Note that, as basis' eigenvalues increase, their associated eigenvectors represent a higher frequency component of the basis. Given low values of \(I\) or \(J\), the lower frequency components of the basis are prioritised. This fact is well exploited in ZoomOut (Melzi et al., 2019) where both bases (\(\Phi^\mathcal{M}_I\) and \(\Phi^\mathcal{N}_J\)) are enlarged iteratively. This method iteratively computes the point-to-point map \(T:\mathcal{M}\rightarrow\mathcal{N}\) in a logical \(M\times N\) matrix form \(\Pi\), being:

\[ \Pi_{m,n}=\begin{cases} 1 & \text{if } T(x_m)=y_n, \\ 0 & \text{otherwise.} \end{cases} \tag{5} \]

\(x_m \in \mathcal{M}\) and \(y_n\in \mathcal{N}\) in (5) refer to mesh points with indices \(m,n\in\mathbb{N}\). We now introduce dependence of \(\mathbf{C}\) on variable \(I\) to refer to the \(I\times I\) finite approximation of \(\mathbf{C}_{\infty}\) in (4), that is \(\textbf{C}(I)\in \mathbb{R}^{I\times I}\). The ZoomOut method refines functional maps \(\textbf{C}(I)\) through iterative increments of \(I\), resulting in progressively larger and finer functional maps (see Fig. 3). The method seeks to force orthonormality of sub-matrices \(\textbf{C}(I)\) and thus ensuring locally area-preserving correspondences. It does so by minimising \[ \begin{aligned} \begin{matrix} \\ \text{min} \\ \Pi \end{matrix} \sum_{I}^{I_{max}} \frac{1}{I} \left \| \textbf{C}^\intercal(I)\textbf{C}(I)-\textbf{I}_{I\times I}\right \|^2_{F}, \tag{6} \end{aligned} \]
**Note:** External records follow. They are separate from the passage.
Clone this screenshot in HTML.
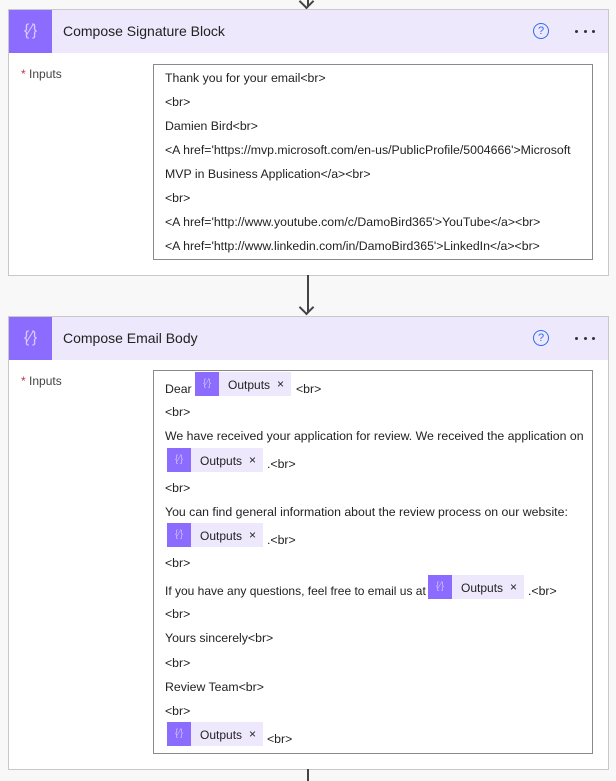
<!DOCTYPE html><html><head><style>
body{margin:0;width:616px;height:781px;background:#f8f8f8;position:relative;overflow:hidden;font-family:"Liberation Sans",sans-serif;font-size:12px;color:#222}
.a{position:absolute}
.card{position:absolute;left:8px;width:599px;background:#fff;border:1px solid #c8c8c8}
.hd{position:absolute;left:0;top:0;right:0;height:43px;background:#ede8fb}
.ic{position:absolute;left:0;top:0;width:43px;height:43px;background:#8c6cff;color:#d8ccff;font-size:16px;text-align:center;line-height:42px}
.tt{position:absolute;left:54px;top:13px;font-size:14px;color:#222}
.q{position:absolute;left:524px;top:13px;width:14px;height:14px;border:1.3px solid #2f6bf5;border-radius:50%;color:#2f6bf5;font-size:11px;text-align:center;line-height:14px}
.dots{position:absolute;left:566px;top:20px;width:20px;height:3px;display:flex;justify-content:space-between}
.dots i{width:3px;height:3px;border-radius:50%;background:#333}
.lab{position:absolute;left:12px;top:57px;color:#444}
.lab b{color:#c4314b;font-weight:normal}
.box{position:absolute;left:144px;background:#fff;border:1px solid #8a8a8a;width:438px}
.t{position:absolute;white-space:nowrap;font-size:12.3px}
.tok{position:absolute;height:24px;width:96px;background:#ede8fb}
.tok i{position:absolute;left:0;top:0;width:24px;height:24px;background:#8c6cff;color:#c8b8ff;font-style:normal;font-size:10px;text-align:center;line-height:24px}
.tok span{position:absolute;left:33px;top:6px}
.tok s{position:absolute;left:82px;top:5px;text-decoration:none;font-size:12px}
.line{position:absolute;left:307px;width:2px;background:#444}
</style></head><body>
<div class="line" style="top:0;height:6px"></div>
<div class="a" style="left:301px;top:-4px;width:9px;height:9px;border-right:2px solid #444;border-bottom:2px solid #444;transform:rotate(45deg)"></div>
<div class="card" style="top:9px;height:265px">
<div class="hd"><div class="ic">{⁄}</div><div class="tt">Compose Signature Block</div><div class="q">?</div><div class="dots"><i></i><i></i><i></i></div></div>
<div class="lab"><b>*</b> Inputs</div>
<div class="box" style="top:54px;height:194px"></div>
</div>
<div class="t" style="left:165px;top:71px">Thank you for your email&lt;br&gt;</div>
<div class="t" style="left:165px;top:95px">&lt;br&gt;</div>
<div class="t" style="left:165px;top:119px">Damien Bird&lt;br&gt;</div>
<div class="t" style="left:165px;top:143px">&lt;A href='https://mvp.microsoft.com/en-us/PublicProfile/5004666'&gt;Microsoft</div>
<div class="t" style="left:165px;top:167px">MVP in Business Application&lt;/a&gt;&lt;br&gt;</div>
<div class="t" style="left:165px;top:191px">&lt;br&gt;</div>
<div class="t" style="left:165px;top:215px">&lt;A href='http://www.youtube.com/c/DamoBird365'&gt;YouTube&lt;/a&gt;&lt;br&gt;</div>
<div class="t" style="left:165px;top:239px">&lt;A href='http://www.linkedin.com/in/DamoBird365'&gt;LinkedIn&lt;/a&gt;&lt;br&gt;</div>
<div class="line" style="top:275px;height:38px"></div>
<div class="a" style="left:301px;top:302px;width:9px;height:9px;border-right:2px solid #444;border-bottom:2px solid #444;transform:rotate(45deg)"></div>
<div class="card" style="top:316px;height:452px">
<div class="hd"><div class="ic">{⁄}</div><div class="tt">Compose Email Body</div><div class="q">?</div><div class="dots"><i></i><i></i><i></i></div></div>
<div class="lab"><b>*</b> Inputs</div>
<div class="box" style="top:53px;height:382px"></div>
</div>
<div class="t" style="left:165px;top:382px">Dear</div>
<div class="tok" style="left:195px;top:372px"><i>{⁄}</i><span>Outputs</span><s>×</s></div>
<div class="t" style="left:296px;top:382px">&lt;br&gt;</div>
<div class="t" style="left:165px;top:405px">&lt;br&gt;</div>
<div class="t" style="left:165px;top:429px">We have received your application for review. We received the application on</div>
<div class="tok" style="left:167px;top:448px"><i>{⁄}</i><span>Outputs</span><s>×</s></div>
<div class="t" style="left:267px;top:457px">.&lt;br&gt;</div>
<div class="t" style="left:165px;top:481px">&lt;br&gt;</div>
<div class="t" style="left:165px;top:505px">You can find general information about the review process on our website:</div>
<div class="tok" style="left:167px;top:523px"><i>{⁄}</i><span>Outputs</span><s>×</s></div>
<div class="t" style="left:267px;top:533px">.&lt;br&gt;</div>
<div class="t" style="left:165px;top:556px">&lt;br&gt;</div>
<div class="t" style="left:165px;top:584px;font-size:12px">If you have any questions, feel free to email us at</div>
<div class="tok" style="left:428px;top:575px"><i>{⁄}</i><span>Outputs</span><s>×</s></div>
<div class="t" style="left:528px;top:584px">.&lt;br&gt;</div>
<div class="t" style="left:165px;top:607px">&lt;br&gt;</div>
<div class="t" style="left:165px;top:631px">Yours sincerely&lt;br&gt;</div>
<div class="t" style="left:165px;top:656px">&lt;br&gt;</div>
<div class="t" style="left:165px;top:680px">Review Team&lt;br&gt;</div>
<div class="t" style="left:165px;top:704px">&lt;br&gt;</div>
<div class="tok" style="left:167px;top:722px"><i>{⁄}</i><span>Outputs</span><s>×</s></div>
<div class="t" style="left:267px;top:732px">&lt;br&gt;</div>
<div class="line" style="top:769px;height:12px"></div>
</body></html>
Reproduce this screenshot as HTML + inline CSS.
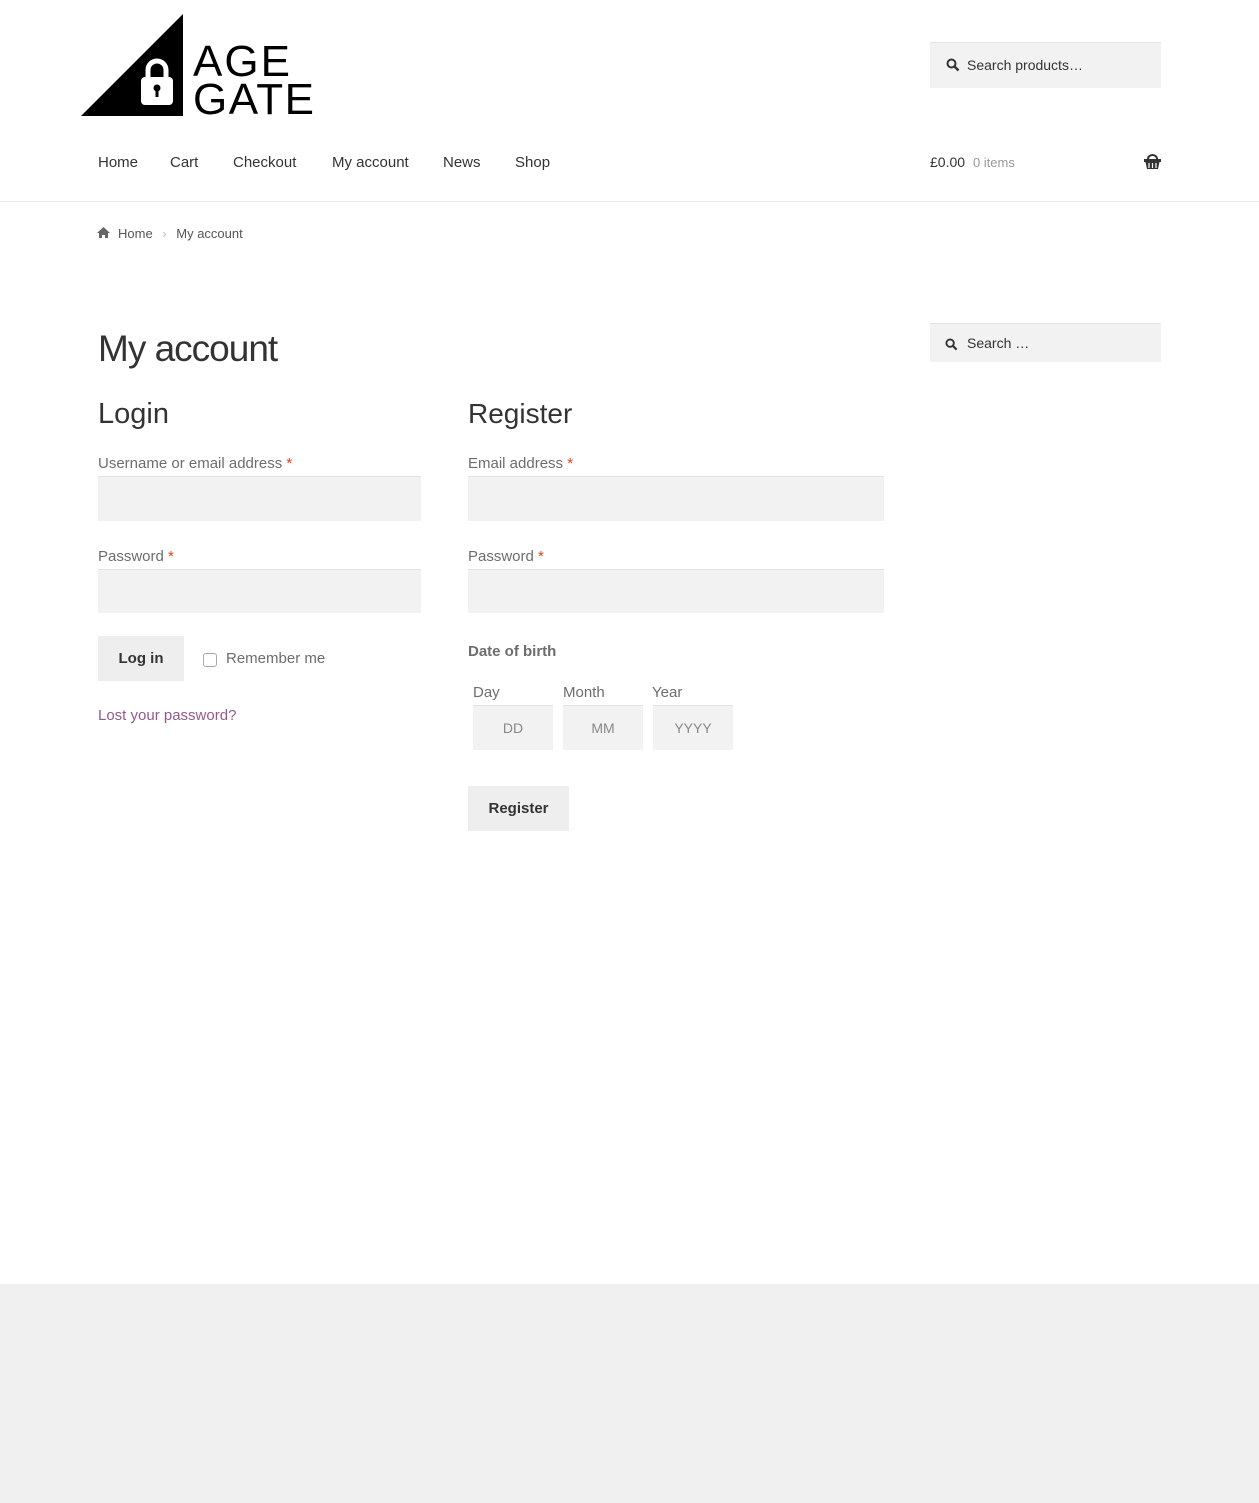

\[ \text{s.t.} \, \textbf{C}(I)={(\Phi^{\mathcal{M}}_I)}^+\Pi\Phi^{\mathcal{N}}_I \tag{7} \] where \(F\) indicates the Frobenius norm, \(\textbf{I}_{I\times I}\) the identity matrix of size \(I\) and \(()^+\) denotes pseudo-inverse (note that \(M\gg I\)). The constraint in (6) ensures sub-matrices of \(\textbf{C}(I_{max})\) (i.e. \(\textbf{C}(I)\)) arise from a point-to-point map \(\Pi\). ZoomOut (Melzi et al., 2019) proposes splitting this optimisation problem into two sub-problems solved iteratively. That is, given \(I_{max}\) the maximum eigenvalue index we are considering, and the functional map initialisation \(\mathbf{C}(I_{initial})=\textbf{I}_{I_{initial}\times I_{initial}}\) with \(0<I_{initial}<I_{max}\leq \text{min}(M,N)\), compute iteratively:

\[ \Pi= \begin{matrix} \\ \arg \text{min} \\ \Pi \end{matrix} \left \| \Pi \Phi^{\mathcal{N}}_I\textbf{C}^\intercal(I)-\Phi^{\mathcal{M}}_I \right \|^2_{F} \tag{8} \]

\[ \textbf{C}(I+1)=(\Phi^{\mathcal{M}}_{I+1})^\intercal\mathbf{A}^{\mathcal{M}}\Pi\Phi^{\mathcal{N}}_{I+1} \tag{9} \]

for \(I=I_{initial},\dots,I_{max}-1\). Equation (8) seeks to minimise the cost presented in (6), and (9) presents the relaxed form of the constraint in (7) as it penalises the image of \(\Pi\Phi^{\mathcal{N}}_I\textbf{C}^\intercal(I)\) lying outside the span of \(\Phi^{\mathcal{M}}_I\) (i.e. it seeks to ensure that map \(\textbf{C}(I)\), given a proper point-to-point map \(\Pi\), maps one eigenbasis to the other as \(\Phi^{\mathcal{M}}_I\textbf{C}(I)=\Pi\Phi^{\mathcal{N}}_I\)). The orthonormality of \(\Phi^{\mathcal{M}}_I\) with respect to its inner product with the mesh's lumped area matrix \(\mathbf{A}^\mathcal{M}\in \mathbb{R}^{M\times M}\) (\(\mathbf{A}^\mathcal{M}\) is a diagonal matrix containing the sum of the areas associated to node \(m\) and its neighbours) allows substituting \((\Phi^{\mathcal{M}}_I)^+\) for \((\Phi^{\mathcal{M}}_I)^\intercal\mathbf{A}^{\mathcal{M}}\) in (9). Note that as values of \(I\) increase in (9), more columns are added to \(\Phi^\mathcal{M}_I\) and \(\Phi^\mathcal{N}_{I}\) and larger (and thus finer) functional maps \(\textbf{C}(I)\) are obtained. Once the iterative process finishes, (8) provides a point-to-point map \(\Pi\) between both surfaces. See (Melzi et al., 2019) for more detailed explanations of the method.